My six year old male has started destroying my house.. diggin holes in my bath tub, eating my window sills, digging at my doors. THe worst separation anxiety I have seen..... Not crated but he is locked in the kitchen with his Weim sister who by all contradictions is a wonderful and calm couch potato..... Don't know what is going on with my V boy but I need help... Crating while gone to begin again... Thinking about using the DAP plug ins.... any information on those. Any suggestiosn feed back greatly appreciated....


----------



## tbone13 (Apr 24, 2008)

Two things, first, this is why, I think, you should always crate your dogs when you're gone. Even the best behaved dog can "turn bad" at any given time. For all you know when you leave the house there's a noise coming from a neighbors home that drives him crazy and he responds by tearing the house apart. I recommend that you start crating him again ASAP. Not only does it keep your stuff safe, but it keeps him safe.

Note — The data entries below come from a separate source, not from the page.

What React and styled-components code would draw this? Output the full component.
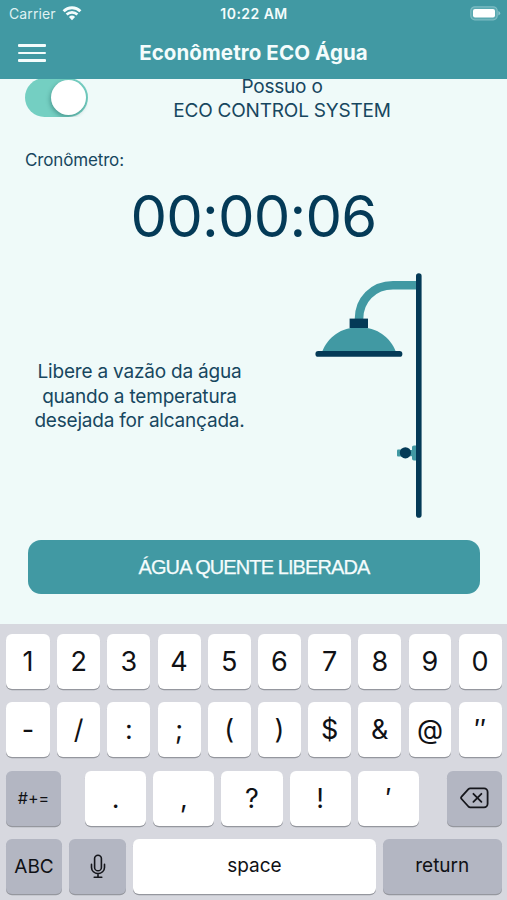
import React, { useState } from "react";
import styled, { createGlobalStyle } from "styled-components";

const numberKeys = ["1", "2", "3", "4", "5", "6", "7", "8", "9", "0"];
const symbolKeys = ["-", "/", ":", ";", "(", ")", "$", "&", "@", "″"];
const punctuationKeys = [".", ",", "?", "!", "′"];

const WifiIcon = () => (
  <svg width="20" height="15" viewBox="0 0 20 15" fill="none" stroke="#f4fcfc">
    <path d="M1.6 5.2a12 12 0 0 1 16.8 0" strokeWidth="2.9" />
    <path d="M4.6 8.5a7.8 7.8 0 0 1 10.8 0" strokeWidth="2.6" />
    <path d="M10 14.2l-3.1-3.2a4.6 4.6 0 0 1 6.2 0z" fill="#f4fcfc" stroke="none" />
  </svg>
);

const BatteryIcon = () => (
  <svg width="31" height="15" viewBox="0 0 31 15">
    <rect x="0.8" y="0.8" width="26.4" height="13" rx="4" fill="#5aa9b1" stroke="#7dbcc3" strokeWidth="1.2" />
    <rect x="3" y="3" width="22" height="8.6" rx="2" fill="#fff" />
    <path d="M28.4 5v4.6q1.8-.8 1.8-2.3T28.4 5z" fill="#8fc6cb" />
  </svg>
);

const ShowerDrawing = () => (
  <svg width="108" height="246" viewBox="0 0 108 246">
    <path d="M44 47C44 28 58 13.3 78 13.3H104" fill="none" stroke="#4199a3" strokeWidth="8.6" />
    <path d="M7 80C13 65 26 55.3 44 55.3S75 65 81 80z" fill="#4199a3" />
    <rect x="34.6" y="46.6" width="18.4" height="9.4" fill="#043a57" />
    <rect x="0.4" y="79" width="87" height="5.8" rx="2.9" fill="#043a57" />
    <rect x="82" y="177.5" width="9" height="7" rx="1" fill="#4199a3" />
    <path d="M94.6 178h2.4v-3q0-1.6 2-1.6h4v15h-4q-2 0-2-1.6v-2.6h-2.4z" fill="#4199a3" />
    <circle cx="90.4" cy="180.8" r="5.6" fill="#043a57" />
    <rect x="101" y="1.3" width="5.6" height="244.4" rx="2.8" fill="#043a57" />
  </svg>
);

const MicIcon = () => (
  <svg width="16" height="25" viewBox="0 0 16 25" fill="none" stroke="#15161b" strokeWidth="1.6" strokeLinecap="round">
    <rect x="4.6" y="1.2" width="6.8" height="15.6" rx="3.4" />
    <path d="M1.5 10.4v3a6.5 6.2 0 0 0 13 0v-3M8 19.8V23M4.2 23.2h7.6" />
  </svg>
);

const DeleteIcon = () => (
  <svg width="29" height="22" viewBox="0 0 29 22" fill="none" stroke="#15161b" strokeWidth="1.8" strokeLinecap="round" strokeLinejoin="round">
    <path d="M10.2 1.3H24a3.6 3.6 0 0 1 3.6 3.6v11.8a3.6 3.6 0 0 1-3.6 3.6H10.2q-1 0-1.8-.8L1.6 12q-1.1-1.2 0-2.4l6.8-7.5q.8-.8 1.8-.8z" />
    <path d="M13.4 6.8l8 8M21.4 6.8l-8 8" />
  </svg>
);

const App = () => {
  const [hasSystem, setHasSystem] = useState(true);

  return (
    <Screen>
      <GlobalStyle />
      <Header>
        <StatusBar>
          <Carrier>
            Carrier <WifiIcon />
          </Carrier>
          <Time>10:22 AM</Time>
          <Battery>
            <BatteryIcon />
          </Battery>
        </StatusBar>
        <NavBar>
          <MenuButton type="button" aria-label="Menu">
            <span />
            <span />
            <span />
          </MenuButton>
          <Title>Econômetro ECO Água</Title>
        </NavBar>
      </Header>
      <Content>
        <SystemRow>
          <Switch
            type="button"
            role="switch"
            aria-checked={hasSystem}
            $on={hasSystem}
            onClick={() => setHasSystem(!hasSystem)}
          >
            <Knob />
          </Switch>
          <SystemLabel>
            <span>Possuo o</span>
            <span>ECO CONTROL SYSTEM</span>
          </SystemLabel>
        </SystemRow>
        <TimerLabel>Cronômetro:</TimerLabel>
        <Timer>00:00:06</Timer>
        <ShowerRow>
          <Hint>
            Libere a vazão da água
            <br />
            quando a temperatura
            <br />
            desejada for alcançada.
          </Hint>
          <ShowerDrawing />
        </ShowerRow>
        <ReleaseButton type="button">ÁGUA QUENTE LIBERADA</ReleaseButton>
      </Content>
      <Keyboard>
        <KeyRow>
          {numberKeys.map((k, index) => (
            <Key key={k} $width={index === 0 ? "44px" : null}>{k}</Key>
          ))}
        </KeyRow>
        <KeyRow>
          {symbolKeys.map((k, index) => (
            <Key key={k} $width={index === 0 ? "44px" : null}>{k}</Key>
          ))}
        </KeyRow>
        <KeyRow>
          <Key $dark $width="55px" $size="16px">#+=</Key>
          <PunctuationKeys>
            {punctuationKeys.map((k) => (
              <Key key={k}>{k}</Key>
            ))}
          </PunctuationKeys>
          <Key $dark $width="54.5px" aria-label="delete">
            <DeleteIcon />
          </Key>
        </KeyRow>
        <KeyRow>
          <Key $dark $width="56px" $size="19px">ABC</Key>
          <Key $dark $width="56.5px" aria-label="dictation">
            <MicIcon />
          </Key>
          <Key $size="19px" $raise="3px">space</Key>
          <Key $dark $width="118.5px" $size="19px" $raise="3px">return</Key>
        </KeyRow>
      </Keyboard>
    </Screen>
  );
};

const GlobalStyle = createGlobalStyle`
  * {
    box-sizing: border-box;
  }
  body {
    margin: 0;
    background: #effaf9;
  }
  button {
    font-family: inherit;
    border: none;
    padding: 0;
    cursor: pointer;
  }
  svg {
    display: block;
    flex-shrink: 0;
  }
`;

const Screen = styled.div`
  display: flex;
  flex-direction: column;
  width: 507px;
  height: 900px;
  overflow: hidden;
  background: #effaf9;
  color: #17475f;
  font-family: Inter, "Liberation Sans", sans-serif;
`;

/* header */
const Header = styled.header`
  height: 79px;
  flex-shrink: 0;
  background: #4199a3;
  color: #f4fcfc;
`;

const StatusBar = styled.div`
  display: grid;
  grid-template-columns: 1fr auto 1fr;
  align-items: center;
  height: 27px;
  padding: 0 6px 0 9px;
`;

const Carrier = styled.div`
  display: flex;
  align-items: center;
  gap: 6px;
  font-size: 14px;
  letter-spacing: 0.1px;
  color: #dff1f2;
`;

const Time = styled.div`
  margin-right: 2px;
  font-size: 14px;
  font-weight: 600;
  letter-spacing: 0.45px;
`;

const Battery = styled.div`
  display: flex;
  justify-content: flex-end;
`;

const NavBar = styled.div`
  display: grid;
  grid-template-columns: 46px 1fr 46px;
  align-items: center;
  height: 51px;
`;

const MenuButton = styled.button`
  display: flex;
  flex-direction: column;
  gap: 5px;
  width: 28px;
  margin: 1px 0 0 18px;
  background: none;

  span {
    height: 2.5px;
    border-radius: 1px;
    background: #f4fcfc;
  }
`;

const Title = styled.h1`
  margin: 0;
  text-align: center;
  font-size: 20.5px;
  font-weight: 700;
  letter-spacing: 0.1px;
`;

/* content */
const Content = styled.main`
  display: flex;
  flex-direction: column;
  height: 545px;
  flex-shrink: 0;
`;

const SystemRow = styled.div`
  display: flex;
  height: 44px;
  padding-left: 25px;
`;

const Switch = styled.button`
  display: flex;
  justify-content: ${(props) => (props.$on ? "flex-end" : "flex-start")};
  align-items: center;
  width: 63px;
  height: 39px;
  margin-top: -1px;
  padding: 2px;
  border-radius: 20px;
  background: ${(props) => (props.$on ? "#74cfc2" : "#d5dcdc")};
  clip-path: inset(1px 0 0 0);
`;

const Knob = styled.span`
  width: 35px;
  height: 35px;
  border-radius: 50%;
  background: #fff;
  box-shadow: -1px 2px 4px rgba(0, 60, 60, 0.35);
`;

const SystemLabel = styled.div`
  display: flex;
  flex-direction: column;
  align-items: center;
  width: 388px;
  margin-top: -4px;
  font-size: 19px;
  line-height: 24px;
  letter-spacing: -0.2px;
  clip-path: inset(4px 0 -10px 0);
`;

const TimerLabel = styled.div`
  height: 54px;
  padding: 25px 0 0 25px;
  font-size: 17px;
  line-height: 24px;
  letter-spacing: -0.15px;
`;

const Timer = styled.div`
  height: 76px;
  padding-top: 9px;
  text-align: center;
  color: #043a57;
  font-size: 58px;
  line-height: 60px;
  letter-spacing: -0.8px;
`;

const ShowerRow = styled.div`
  display: flex;
  align-items: center;
  gap: 35px;
  height: 287px;
  padding-bottom: 4px;
`;

const Hint = styled.p`
  width: 279px;
  margin: 5px 1px 0 0;
  text-align: center;
  font-size: 19px;
  line-height: 24.5px;
  letter-spacing: -0.2px;
`;

const ReleaseButton = styled.button`
  width: 452px;
  height: 54px;
  margin-left: 28px;
  border-radius: 13px;
  background: #4199a3;
  color: #f4fcfc;
  font-family: "Liberation Sans", Arial, sans-serif;
  font-size: 20px;
  letter-spacing: -0.9px;
  -webkit-text-stroke: 0.25px #f4fcfc;
`;

/* keyboard */
const Keyboard = styled.div`
  display: flex;
  flex-direction: column;
  gap: 13.5px;
  flex: 1;
  padding: 9.5px 5.5px 0 6px;
  background: #d7d8df;
`;

const KeyRow = styled.div`
  display: flex;
  justify-content: space-between;
  gap: 7.3px;
  height: 55px;
`;

const PunctuationKeys = styled.div`
  display: flex;
  gap: 7px;
  width: 334px;
  margin-right: 4px;
`;

const Key = styled.button`
  display: flex;
  align-items: center;
  justify-content: center;
  flex: ${(props) => (props.$width ? `0 0 ${props.$width}` : "1 1 0")};
  min-width: 0;
  padding-bottom: ${(props) => props.$raise || "0"};
  border-radius: 6px;
  background: ${(props) => (props.$dark ? "#b3b6c2" : "#fff")};
  box-shadow: 0 1.3px 0 #95979e;
  color: #101115;
  font-size: ${(props) => props.$size || "27px"};
`;

export default App;
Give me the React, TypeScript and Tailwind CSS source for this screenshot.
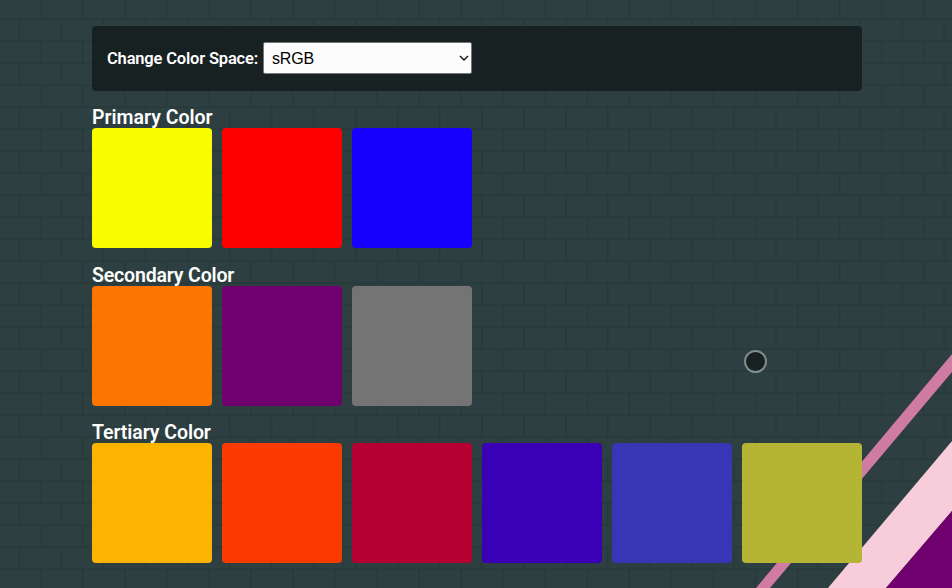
import React from 'react';

const groups = [
  { title: 'Primary Color', tracking: 'tracking-[0px]', colors: ['bg-[#fafd00]', 'bg-[#ff0000]', 'bg-[#1800ff]'] },
  { title: 'Secondary Color', tracking: 'tracking-[-0.16px]', colors: ['bg-[#fb7500]', 'bg-[#71006f]', 'bg-[#747474]'] },
  {
    title: 'Tertiary Color',
    tracking: 'tracking-[-0.07px]',
    colors: ['bg-[#fbb500]', 'bg-[#fb3a02]', 'bg-[#b50032]', 'bg-[#3900b5]', 'bg-[#3935b4]', 'bg-[#b4b535]'],
  },
];

function Backdrop() {
  return (
    <svg className="absolute inset-0" width="952" height="588" viewBox="0 0 952 588" aria-hidden="true">
      <defs>
        <pattern id="bricks" width="42.04" height="44" x="18.5" y="18.5" patternUnits="userSpaceOnUse">
          <rect width="42.04" height="44" fill="#2d3f40" />
          <g fill="#31464540">
            <rect x="2" y="2" width="39" height="1" />
            <rect y="24" width="20" height="1" />
            <rect x="23" y="24" width="19" height="1" />
          </g>
          <g fill="#27393b">
            <rect width="42.04" height="1.6" />
            <rect y="22" width="42.04" height="1.6" />
            <rect width="1.6" height="22" />
            <rect x="21.5" y="22" width="1.6" height="22" />
          </g>
        </pattern>
      </defs>
      <rect width="952" height="588" fill="url(#bricks)" />
      <path d="M952 354 756 588H770L952 372Z" fill="#cf7ba3" />
      <path d="M952 441 828 588H886L952 511Z" fill="#f7cddb" />
      <path d="M952 511 886 588H952Z" fill="#71006f" />
    </svg>
  );
}

export default function App() {
  return (
    <main className="relative h-[588px] w-[952px] overflow-hidden bg-[#2d3f40] font-[Roboto,sans-serif] text-white">
      <Backdrop />
      <div className="relative ml-[92px] w-[770px] pt-[26px]">
        <div className="flex h-[65px] items-center rounded-[4px] bg-[#182122] pl-[15px]">
          <label htmlFor="space" className="w-[156px] whitespace-nowrap pt-px text-[16.5px] leading-none font-semibold tracking-[-0.18px]">
            Change Color Space:
          </label>
          <div className="-mt-px">
            <div className="relative">
              <select
                id="space"
                className="block h-8 w-[209px] appearance-none rounded-[2px] border border-[#777] bg-[#fcfcfc] pt-px pl-2 font-['Liberation_Sans',sans-serif] text-[16px] tracking-[-0.2px] text-black"
              >
                <option>sRGB</option>
              </select>
              <svg className="pointer-events-none absolute top-[12px] right-[3px]" width="10" height="8" viewBox="0 0 10 8" fill="none">
                <path d="M1 2 5 6 9 2" stroke="#111" strokeWidth="1.4" />
              </svg>
            </div>
          </div>
        </div>
        <div className="mt-[14px] flex flex-col gap-[14.6px]">
          {groups.map((g) => (
            <section key={g.title}>
              <h2 className={`h-[23px] whitespace-nowrap text-[19.5px] leading-[26px] font-semibold ${g.tracking}`}>{g.title}</h2>
              <div className="flex gap-[10px]">
                {g.colors.map((c) => (
                  <div key={c} className={`h-[120px] w-[120px] rounded-[4px] ${c}`} />
                ))}
              </div>
            </section>
          ))}
        </div>
      </div>
      <div className="absolute top-[350px] left-[744px] h-[23px] w-[23px] rounded-full border-2 border-[#7f8d8d] bg-[#182122]" />
    </main>
  );
}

Also, is he getting enough exercise? I've noticed that our male is more likely to misbehave on our really chaotic days where we break his ruitine.


----------



## Vlicked (Jun 19, 2008)

What are DAP plug-ins? 

I'm in agreement with tbone; our male V seems a little bit more "anxious" when his schedule is disrupted...a quick 20 minute run behind the bike seems to do the trick if we're in a hurry for some reason! A tired dog is a happy dog.

Sounds like you're going to crate him again which is a good idea. However, I do not believe crating is going to solve any problems with his behavior in the long-run if he indeed has serious separation anxiety issues - it will just prevent him from destroying your home (which isn't a bad thing, mind you!). I have a friend who's dog bloodied himself trying to, and succeeded at, digging himself out of his crate. 

From things I have read, if this is anxiety induced, you will need to "desensitize" him based on what triggers this behavior (i.e. picking up car keys, putting shoes on, packing a bag). Here's a quick read: http://www.boulderhumane.org/hsbv/go.asp?mode=sep_anx . I would highly suggest a call to a local trainer or even the humane society if you want him to be happy and even stay "calm" in the home during the day when you leave.

But, tbone also has a good point that outside stimulus could also be triggering this behavior. Thunder? Lawn mowers? trash trucks?

Good Luck!!!


----------



## Ed. (Oct 3, 2008)

As a pup, my Kaiser would chew everything but now, at least once a day, we exercise him to exhaustion (min. 1 hour off-lead and running/chasing, twice a day) and he's very calm in the home. Vizsla's have enormous stamina and energy and if he's tired, he'll have no motivation for chewing and digging.


----------